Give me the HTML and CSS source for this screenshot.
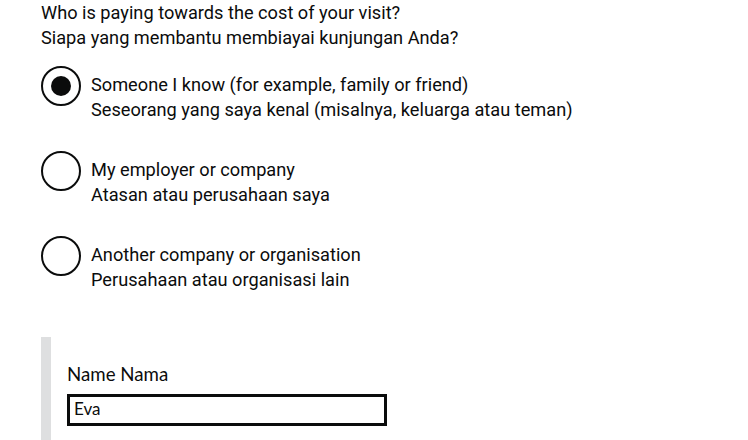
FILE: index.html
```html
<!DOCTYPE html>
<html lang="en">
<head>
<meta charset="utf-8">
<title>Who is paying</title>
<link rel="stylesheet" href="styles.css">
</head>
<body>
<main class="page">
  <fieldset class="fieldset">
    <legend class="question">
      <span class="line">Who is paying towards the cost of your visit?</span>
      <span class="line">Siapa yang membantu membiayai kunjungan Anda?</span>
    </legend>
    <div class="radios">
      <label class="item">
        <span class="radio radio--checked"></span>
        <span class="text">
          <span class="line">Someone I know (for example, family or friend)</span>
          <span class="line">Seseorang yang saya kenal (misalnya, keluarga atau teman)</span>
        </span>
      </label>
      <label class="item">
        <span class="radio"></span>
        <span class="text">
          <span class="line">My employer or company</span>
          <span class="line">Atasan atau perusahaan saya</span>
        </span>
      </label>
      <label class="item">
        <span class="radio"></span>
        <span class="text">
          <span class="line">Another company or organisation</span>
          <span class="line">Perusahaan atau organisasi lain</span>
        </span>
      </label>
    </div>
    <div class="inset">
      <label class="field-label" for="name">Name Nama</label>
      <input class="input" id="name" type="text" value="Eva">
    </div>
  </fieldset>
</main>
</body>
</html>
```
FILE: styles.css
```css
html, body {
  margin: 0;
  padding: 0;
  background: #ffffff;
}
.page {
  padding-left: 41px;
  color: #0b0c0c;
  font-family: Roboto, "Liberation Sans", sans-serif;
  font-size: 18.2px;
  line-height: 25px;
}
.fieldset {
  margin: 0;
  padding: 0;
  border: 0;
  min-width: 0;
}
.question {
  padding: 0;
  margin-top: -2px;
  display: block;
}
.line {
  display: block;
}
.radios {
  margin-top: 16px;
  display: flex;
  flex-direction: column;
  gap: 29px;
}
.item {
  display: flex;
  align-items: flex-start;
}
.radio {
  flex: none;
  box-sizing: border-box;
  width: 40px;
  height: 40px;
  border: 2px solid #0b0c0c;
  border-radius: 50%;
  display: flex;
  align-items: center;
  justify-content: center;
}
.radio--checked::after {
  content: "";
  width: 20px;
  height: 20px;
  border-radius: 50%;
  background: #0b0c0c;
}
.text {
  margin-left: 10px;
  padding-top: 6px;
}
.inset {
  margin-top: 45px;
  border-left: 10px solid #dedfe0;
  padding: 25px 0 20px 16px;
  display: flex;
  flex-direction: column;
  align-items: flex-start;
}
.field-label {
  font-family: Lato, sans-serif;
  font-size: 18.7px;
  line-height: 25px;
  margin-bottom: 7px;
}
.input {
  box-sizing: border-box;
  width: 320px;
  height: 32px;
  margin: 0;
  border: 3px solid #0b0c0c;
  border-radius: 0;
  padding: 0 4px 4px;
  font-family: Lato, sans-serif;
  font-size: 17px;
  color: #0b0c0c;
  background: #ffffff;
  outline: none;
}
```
##############################
◆ **What to produce**
Return each line from the material above exactly, but not the pictures.

◆ **Answer below**
Give me the HTML and CSS source for this screenshot.
FILE: index.html
```html
<!DOCTYPE html>
<html lang="en">
<head>
<meta charset="utf-8">
<title>Who is paying</title>
<link rel="stylesheet" href="styles.css">
</head>
<body>
<main class="page">
  <fieldset class="fieldset">
    <legend class="question">
      <span class="line">Who is paying towards the cost of your visit?</span>
      <span class="line">Siapa yang membantu membiayai kunjungan Anda?</span>
    </legend>
    <div class="radios">
      <label class="item">
        <span class="radio radio--checked"></span>
        <span class="text">
          <span class="line">Someone I know (for example, family or friend)</span>
          <span class="line">Seseorang yang saya kenal (misalnya, keluarga atau teman)</span>
        </span>
      </label>
      <label class="item">
        <span class="radio"></span>
        <span class="text">
          <span class="line">My employer or company</span>
          <span class="line">Atasan atau perusahaan saya</span>
        </span>
      </label>
      <label class="item">
        <span class="radio"></span>
        <span class="text">
          <span class="line">Another company or organisation</span>
          <span class="line">Perusahaan atau organisasi lain</span>
        </span>
      </label>
    </div>
    <div class="inset">
      <label class="field-label" for="name">Name Nama</label>
      <input class="input" id="name" type="text" value="Eva">
    </div>
  </fieldset>
</main>
</body>
</html>
```
FILE: styles.css
```css
html, body {
  margin: 0;
  padding: 0;
  background: #ffffff;
}
.page {
  padding-left: 41px;
  color: #0b0c0c;
  font-family: Roboto, "Liberation Sans", sans-serif;
  font-size: 18.2px;
  line-height: 25px;
}
.fieldset {
  margin: 0;
  padding: 0;
  border: 0;
  min-width: 0;
}
.question {
  padding: 0;
  margin-top: -2px;
  display: block;
}
.line {
  display: block;
}
.radios {
  margin-top: 16px;
  display: flex;
  flex-direction: column;
  gap: 29px;
}
.item {
  display: flex;
  align-items: flex-start;
}
.radio {
  flex: none;
  box-sizing: border-box;
  width: 40px;
  height: 40px;
  border: 2px solid #0b0c0c;
  border-radius: 50%;
  display: flex;
  align-items: center;
  justify-content: center;
}
.radio--checked::after {
  content: "";
  width: 20px;
  height: 20px;
  border-radius: 50%;
  background: #0b0c0c;
}
.text {
  margin-left: 10px;
  padding-top: 6px;
}
.inset {
  margin-top: 45px;
  border-left: 10px solid #dedfe0;
  padding: 25px 0 20px 16px;
  display: flex;
  flex-direction: column;
  align-items: flex-start;
}
.field-label {
  font-family: Lato, sans-serif;
  font-size: 18.7px;
  line-height: 25px;
  margin-bottom: 7px;
}
.input {
  box-sizing: border-box;
  width: 320px;
  height: 32px;
  margin: 0;
  border: 3px solid #0b0c0c;
  border-radius: 0;
  padding: 0 4px 4px;
  font-family: Lato, sans-serif;
  font-size: 17px;
  color: #0b0c0c;
  background: #ffffff;
  outline: none;
}
```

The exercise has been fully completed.